C'est en effet une ode à la vie qui s'est jouée pendant quelques heures dans les rues de ce village alsacien. Des membres des familles de quelques unes des 27 victimes juives de Muttersholtz ont fait le déplacement pour l'événement. Devant l'ancienne maison de ses grands-parents, Jean-Pierre Levy, petit fils de Joseph et Palmyre Levy, tous deux exterminés à Sobibor, a eu du mal à cacher son émotion: "Je suis leur seul petit-enfant, mais j'ai moi-même eu six petits enfants. Hitler n'a pas réussi à décimer toute la famille". Un peu plus loin, Simone Klein est venue rendre hommage à son frère Lucien Bloch. Ce dernier a disparu lorsque la famille a été expulsée de l'Alsace en 1940 après l'annexion par les Allemands. Arrêté en 1944, il a été déporté vers la Lituanie où il a été assassiné. Soixante-quinze ans après sa mort, sa sœur ne voulait manquer ce moment pour rien au monde: "Je suis heureuse de pouvoir être là et de voir tous ces gens réunis. Je suis touchée de voir que le souvenir reste et que tout cela ne disparaisse pas dans les limbes de l'Histoire".

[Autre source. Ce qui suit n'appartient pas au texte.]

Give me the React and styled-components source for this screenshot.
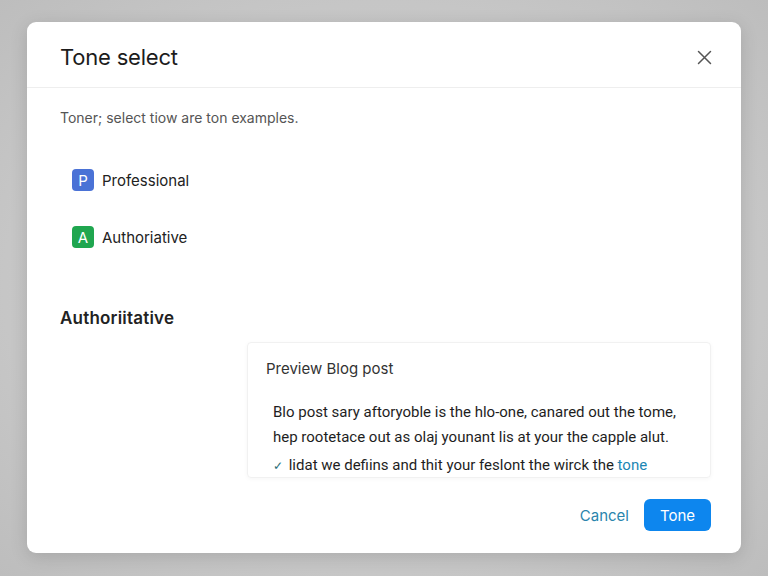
import React from "react";
import styled, { createGlobalStyle } from "styled-components";

const GlobalStyle = createGlobalStyle`
  html, body {
    margin: 0;
    padding: 0;
    background: #c9c9c9;
    font-family: Inter, "Noto Sans", "Liberation Sans", sans-serif;
  }
`;

const Page = styled.div`
  width: 768px;
  height: 576px;
  box-sizing: border-box;
  padding: 22px 27px 23px;
  background: radial-gradient(ellipse at center, #d0d0d0 0%, #c6c6c6 70%, #bdbdbd 100%);
`;

const Modal = styled.div`
  width: 714px;
  height: 531px;
  background: #fff;
  border-radius: 9px;
  box-shadow: 0 4px 18px rgba(0, 0, 0, 0.14);
  display: flex;
  flex-direction: column;
  overflow: hidden;
`;

const Header = styled.div`
  height: 66px;
  box-sizing: border-box;
  padding: 5px 28px 0 33px;
  display: flex;
  align-items: center;
  justify-content: space-between;
  border-bottom: 1px solid #eeeeee;
`;

const Title = styled.h1`
  margin: 0;
  font-size: 22px;
  font-weight: 400;
  color: #1c1c1c;
  letter-spacing: -0.2px;
`;

const CloseButton = styled.button`
  border: none;
  background: none;
  padding: 0;
  width: 18px;
  height: 18px;
  display: flex;
  align-items: center;
  justify-content: center;
  color: #555;
  cursor: pointer;
`;

const Body = styled.div`
  padding: 20px 30px 0 33px;
  display: flex;
  flex-direction: column;
`;

const Description = styled.p`
  margin: 0;
  font-size: 14px;
  line-height: 20px;
  color: #555;
`;

const OptionList = styled.div`
  margin: 41px 0 0 12px;
  display: flex;
  flex-direction: column;
  gap: 35px;
`;

const Option = styled.div`
  display: flex;
  align-items: center;
  gap: 8px;
  height: 22px;
  font-size: 15px;
  color: #222;
`;

const Badge = styled.span`
  width: 22px;
  height: 22px;
  border-radius: 4px;
  background: ${(p) => p.color};
  color: #fff;
  font-size: 15px;
  display: flex;
  align-items: center;
  justify-content: center;
`;

const SectionHeading = styled.h2`
  margin: 58px 0 0;
  font-size: 17px;
  line-height: 24px;
  font-weight: 600;
  color: #222;
  letter-spacing: 0.2px;
`;

const PreviewCard = styled.div`
  margin: 12px 0 0 187px;
  height: 136px;
  box-sizing: border-box;
  padding: 16px 18px 0;
  border: 1px solid #f1f1f1;
  border-radius: 4px;
  box-shadow: 0 1px 4px rgba(0, 0, 0, 0.04);
  overflow: hidden;
`;

const PreviewTitle = styled.div`
  font-size: 15px;
  line-height: 20px;
  color: #333;
`;

const PreviewText = styled.div`
  margin: 21px 0 0 7px;
  font-family: Roboto, "Liberation Sans", sans-serif;
  font-size: 15px;
  line-height: 25px;
  color: #1e1e1e;
  white-space: nowrap;
`;

const CheckLine = styled.div`
  margin-top: 3px;
`;

const Check = styled.span`
  font-size: 12px;
  color: #2a6f78;
  margin-right: 2px;
`;

const Highlight = styled.span`
  color: #1b86b4;
`;

const Footer = styled.div`
  margin-top: auto;
  display: flex;
  justify-content: flex-end;
  align-items: center;
  gap: 15px;
  padding: 0 30px 22px;
`;

const CancelButton = styled.button`
  border: none;
  background: none;
  font-family: inherit;
  font-size: 15px;
  color: #2a85ad;
  padding: 0;
  cursor: pointer;
`;

const PrimaryButton = styled.button`
  width: 67px;
  height: 32px;
  border: none;
  border-radius: 6px;
  background: #0d86ee;
  color: #fff;
  font-family: inherit;
  font-size: 15px;
  cursor: pointer;
`;

export default function App() {
  return (
    <>
      <GlobalStyle />
      <Page>
        <Modal>
          <Header>
            <Title>Tone select</Title>
            <CloseButton aria-label="Close">
              <svg width="15" height="15" viewBox="0 0 15 15" fill="none" stroke="currentColor" strokeWidth="1.5" strokeLinecap="round">
                <path d="M1.5 1.5l12 12M13.5 1.5l-12 12" />
              </svg>
            </CloseButton>
          </Header>
          <Body>
            <Description>Toner; select tiow are ton examples.</Description>
            <OptionList>
              <Option>
                <Badge color="#4a72d6">P</Badge>
                Professional
              </Option>
              <Option>
                <Badge color="#1fa64f">A</Badge>
                Authoriative
              </Option>
            </OptionList>
            <SectionHeading>Authoriitative</SectionHeading>
            <PreviewCard>
              <PreviewTitle>Preview Blog post</PreviewTitle>
              <PreviewText>
                <div>Blo post sary aftoryoble is the hlo-one, canared out the tome,</div>
                <div>hep rootetace out as olaj younant lis at your the capple alut.</div>
                <CheckLine>
                  <Check>✓</Check> lidat we defiins and thit your feslont the wirck the <Highlight>tone</Highlight>
                </CheckLine>
              </PreviewText>
            </PreviewCard>
          </Body>
          <Footer>
            <CancelButton>Cancel</CancelButton>
            <PrimaryButton>Tone</PrimaryButton>
          </Footer>
        </Modal>
      </Page>
    </>
  );
}
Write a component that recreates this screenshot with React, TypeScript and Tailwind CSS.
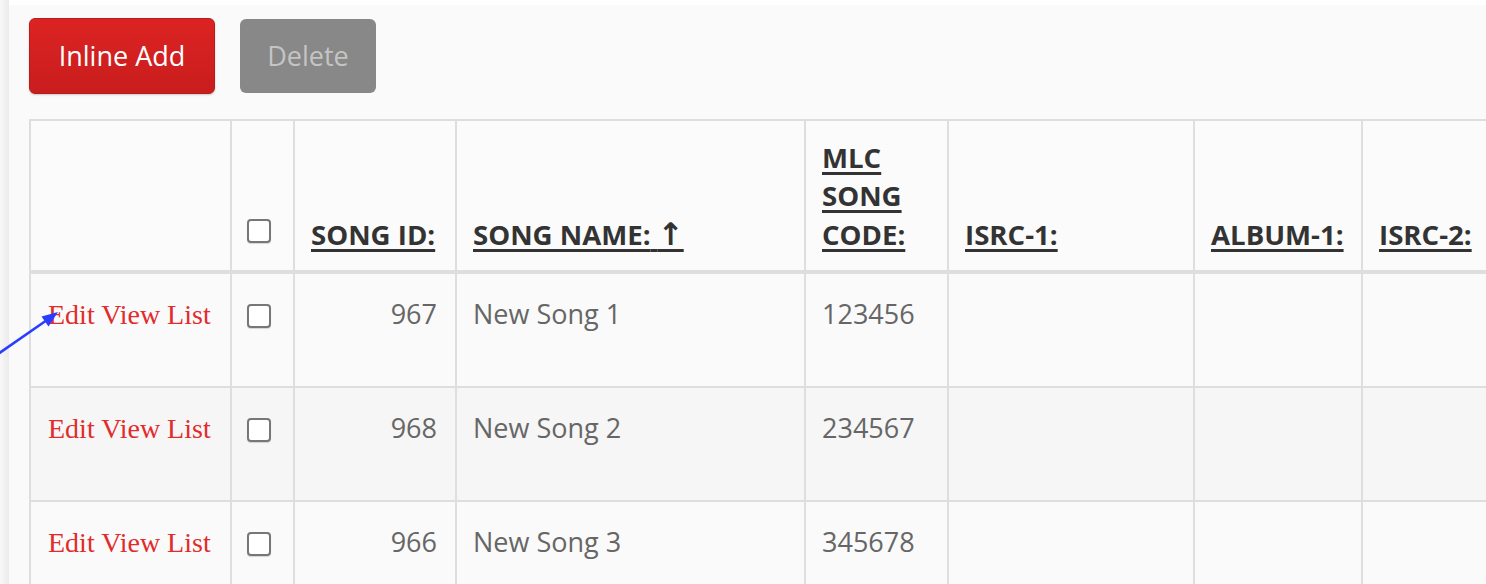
import React from "react";

const cols = "grid-cols-[201px_63px_162px_349px_143px_246px_168px_200px]";

const songs = [
  { id: 967, name: "New Song 1", code: "123456" },
  { id: 968, name: "New Song 2", code: "234567" },
  { id: 966, name: "New Song 3", code: "345678" },
];

function Box() {
  return <div className="h-[24px] w-[24px] rounded-[4px] border-2 border-[#777] bg-white shadow-[0_1px_1px_rgba(0,0,0,0.15)]" />;
}

function Head({ children }: { children?: React.ReactNode }) {
  return (
    <div className="flex h-[153px] flex-col justify-end border-b-4 border-l-2 border-[#dedede] bg-[#fbfbfb] px-[16px] pb-[17px] text-[27.6px] font-bold leading-[38.5px] text-[#333]">
      {children}
    </div>
  );
}

function Link({ children }: { children: React.ReactNode }) {
  return <span className="underline decoration-[2.5px] underline-offset-[4px]">{children}</span>;
}

export default function App() {
  return (
    <div
      className="relative flex h-[584px] w-[1486px] overflow-hidden bg-white"
      style={{ fontFamily: '"Open Sans", "DejaVu Sans", sans-serif' }}
    >
      <div className="w-[9px] shrink-0 bg-gradient-to-r from-[#f8f8f8] to-[#ebebeb]" />
      <div className="mt-[5px] min-w-0 flex-1 bg-[#fafafa] pl-[20px] pt-[13px]">
        {/* toolbar */}
        <div className="flex items-center gap-[25px]">
          <button className="flex h-[76px] w-[186px] items-center justify-center rounded-[6px] border border-[#b81b1b] bg-gradient-to-b from-[#dc2323] to-[#c91d1d] text-[27px] text-white shadow-[0_1px_2px_rgba(0,0,0,0.2)]">
            Inline Add
          </button>
          <button className="flex h-[74px] w-[136px] items-center justify-center rounded-[6px] bg-[#878887] text-[27px] text-[#c4c4c4]">
            Delete
          </button>
        </div>

        {/* table */}
        <div className={`mt-[25px] grid w-max border-t-2 border-[#dedede] ${cols}`}>
          <Head />
          <div className="flex h-[153px] flex-col justify-end border-b-4 border-l-2 border-[#dedede] bg-[#fbfbfb] pb-[27px] pl-[15px]">
            <Box />
          </div>
          <Head>
            <Link>SONG ID:</Link>
          </Head>
          <Head>
            <div className="leading-[38.5px]">
              <Link>
                SONG NAME:{" "}
                <span className="text-[31px] font-bold leading-none" style={{ fontFamily: '"DejaVu Sans", sans-serif' }}>
                  ↑
                </span>
              </Link>
            </div>
          </Head>
          <Head>
            <div>
              <Link>MLC</Link>
            </div>
            <div>
              <Link>SONG</Link>
            </div>
            <div>
              <Link>CODE:</Link>
            </div>
          </Head>
          <Head>
            <Link>ISRC-1:</Link>
          </Head>
          <Head>
            <Link>ALBUM-1:</Link>
          </Head>
          <Head>
            <Link>ISRC-2:</Link>
          </Head>

          {songs.map((s, i) => {
            const bg = i % 2 === 1 ? "bg-[#f6f6f6]" : "bg-[#fafafa]";
            const cell = `h-[114px] border-b-2 border-l-2 border-[#dedede] pt-[21px] text-[27px] leading-[38.5px] text-[#666] ${bg}`;
            return (
              <React.Fragment key={s.id}>
                <div className={`${cell} whitespace-nowrap pl-[17px]`}>
                  <span className="text-[28px] text-[#e22b2b]" style={{ fontFamily: '"Liberation Serif", serif' }}>
                    Edit View List
                  </span>
                </div>
                <div className={`${cell} pl-[15px] pt-[30px]`}>
                  <Box />
                </div>
                <div className={`${cell} pr-[18px] text-right`}>{s.id}</div>
                <div className={`${cell} px-[16px]`}>{s.name}</div>
                <div className={`${cell} px-[16px]`}>{s.code}</div>
                <div className={cell} />
                <div className={cell} />
                <div className={cell} />
              </React.Fragment>
            );
          })}
        </div>
      </div>

      {/* annotation arrow */}
      <svg className="absolute left-0 top-[300px]" width="70" height="60" viewBox="0 0 70 60">
        <line x1="-2" y1="54" x2="47" y2="20" stroke="#2a3cff" strokeWidth="2.5" />
        <polygon points="58,12 48.5,26.5 41.5,16.5" fill="#2a3cff" />
      </svg>
    </div>
  );
}
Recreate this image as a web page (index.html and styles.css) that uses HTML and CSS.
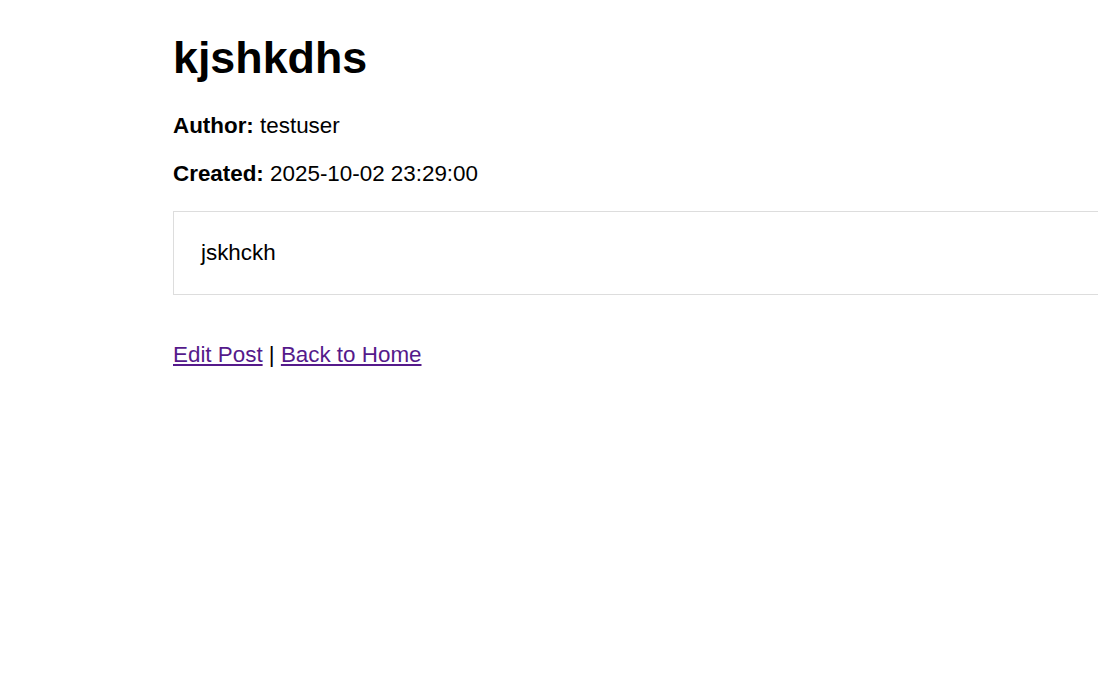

Stéphanie Trouillard, France 24

Tout au long de la journée, Gunter Demnig a posé avec la même minutie chacun des pavés dans les rues de Muttersholtz. Après avoir participé à des centaines de cérémonies, l'artiste allemand assure vivre à chaque fois la même émotion. "Il n'y a pas de routine. Je ne peux pas rester insensible. Quand je pose des Stolpersteine, je vois les noms de toute une famille envoyée dans la chambre à gaz", affirme-t-il. "Un jour un enfant m'a donné une très belle définition des Stolpersteine. Grâce à eux, on trébuche avec la tête et le cœur".